Typically when people are upset about something they exercise it out or eat themselves into a stupor. For me, I sat down with my computer and wrote down every feeling that was coming to me. I hadn't felt so inspired in months.
Whenever a thought came to my head I was taking my phone out and jotting down notes. Sometimes I would go back and expand upon the thought. Other times I would leave it because that note represented exactly how I was feeling in the moment.
Most of what I wrote will never see the light of day, but others I feel have the potential to turn into something more. This made me excited to write again, and I hadn't felt that way in a long time. Life had gotten in the way of my passion, but the fire has come back.
If I didn't have the ability to write I don't know how I would have dealt with this situation. Writing it all out allowed me to think more and see everything clearly. It gave me the time to process all of my thoughts.
In some ways, I think it made me accept what was happening to an extent. I'm still upset and slightly angry, but if I didn't have an outlet for my feelings who knows where my emotions would be now.
Writing was there for me in a moment of need and I didn't expect it to be. I have never loved something more than I do in this moment.
Before when I was asked, "Why do I write?", I responded with something along the lines of having characters come alive on the page in front of me. Of having created my own world unique to anybody else's.

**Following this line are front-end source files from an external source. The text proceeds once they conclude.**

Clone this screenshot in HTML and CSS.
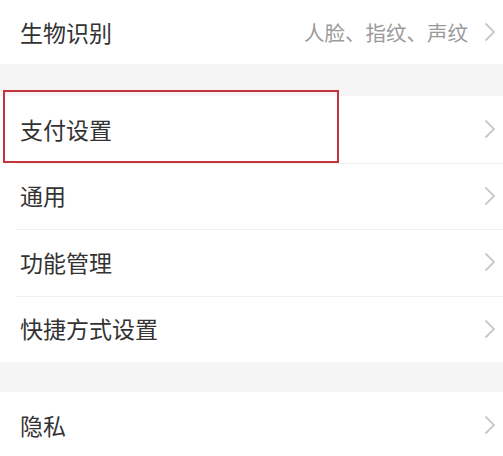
FILE: index.html
```html
<!DOCTYPE html>
<html lang="zh-CN">
<head>
  <meta charset="UTF-8">
  <meta name="viewport" content="width=device-width, initial-scale=1.0">
  <title>设置</title>
  <link rel="stylesheet" href="styles.css">
</head>
<body>
<div class="group first">
  <div class="row">
    <span class="label">生物识别</span>
    <span class="value">人脸、指纹、声纹</span>
    <svg class="arrow" viewBox="0 0 12 20"><path d="M1.5 1.5 L10 10 L1.5 18.5" /></svg>
  </div>
</div>

<div class="gap"></div>

<div class="group">
  <div class="row mark">
    <span class="label">支付设置</span>
    <svg class="arrow" viewBox="0 0 12 20"><path d="M1.5 1.5 L10 10 L1.5 18.5" /></svg>
    <div class="highlight"></div>
  </div>
  <div class="row">
    <span class="label">通用</span>
    <svg class="arrow" viewBox="0 0 12 20"><path d="M1.5 1.5 L10 10 L1.5 18.5" /></svg>
  </div>
  <div class="row">
    <span class="label">功能管理</span>
    <svg class="arrow" viewBox="0 0 12 20"><path d="M1.5 1.5 L10 10 L1.5 18.5" /></svg>
  </div>
  <div class="row">
    <span class="label">快捷方式设置</span>
    <svg class="arrow" viewBox="0 0 12 20"><path d="M1.5 1.5 L10 10 L1.5 18.5" /></svg>
  </div>
</div>

<div class="gap small"></div>

<div class="group">
  <div class="row">
    <span class="label">隐私</span>
    <svg class="arrow" viewBox="0 0 12 20"><path d="M1.5 1.5 L10 10 L1.5 18.5" /></svg>
  </div>
</div>
</body>
</html>
```

FILE: styles.css
```css
body {
  margin: 0;
  font-family: "Noto Sans CJK SC", "Noto Sans", sans-serif;
  background-color: #ffffff;
  color: #333;
  overflow: hidden;
}
.group {
  background-color: #ffffff;
}
.row {
  position: relative;
  display: flex;
  align-items: center;
  height: 66.5px;
  padding: 0 7px 0 20px;
}
.first .row {
  height: 64px;
}
.row + .row::before {
  content: "";
  position: absolute;
  top: 0;
  left: 16px;
  right: 0;
  border-top: 1px solid #f0f0f0;
}
.label {
  flex: 1;
  font-size: 23px;
  line-height: 1;
  color: #333;
}
.value {
  font-size: 20.5px;
  line-height: 1;
  color: #9a9a9a;
  margin-right: 16px;
}
.arrow {
  width: 12px;
  height: 20px;
  fill: none;
  stroke: #c8c8c8;
  stroke-width: 1.8;
}
.gap {
  height: 32px;
  background-color: #f5f5f5;
}
.gap.small {
  height: 30px;
}
.highlight {
  position: absolute;
  left: 3px;
  top: -6px;
  width: 332px;
  height: 69px;
  border: 2px solid #c3343f;
}
```
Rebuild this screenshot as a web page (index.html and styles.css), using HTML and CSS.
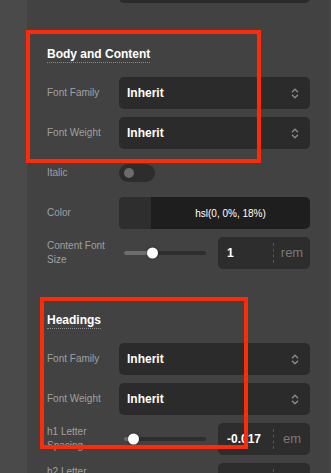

Normally that explanation would be enough for me, and it was for a long time, but now it has changed. I still enjoy creating a different world, but everything will have so much more meaning now.
Now my new response will be that it allows me to understand how I'm feeling, to see a clearer picture of the world, and why everything does, in fact, happen for a reason.
Writing has shown me a way to move forward. In the future, I can have the knowledge that that whenever I need to clear my mind and think about how I feel I will always have writing to come back to.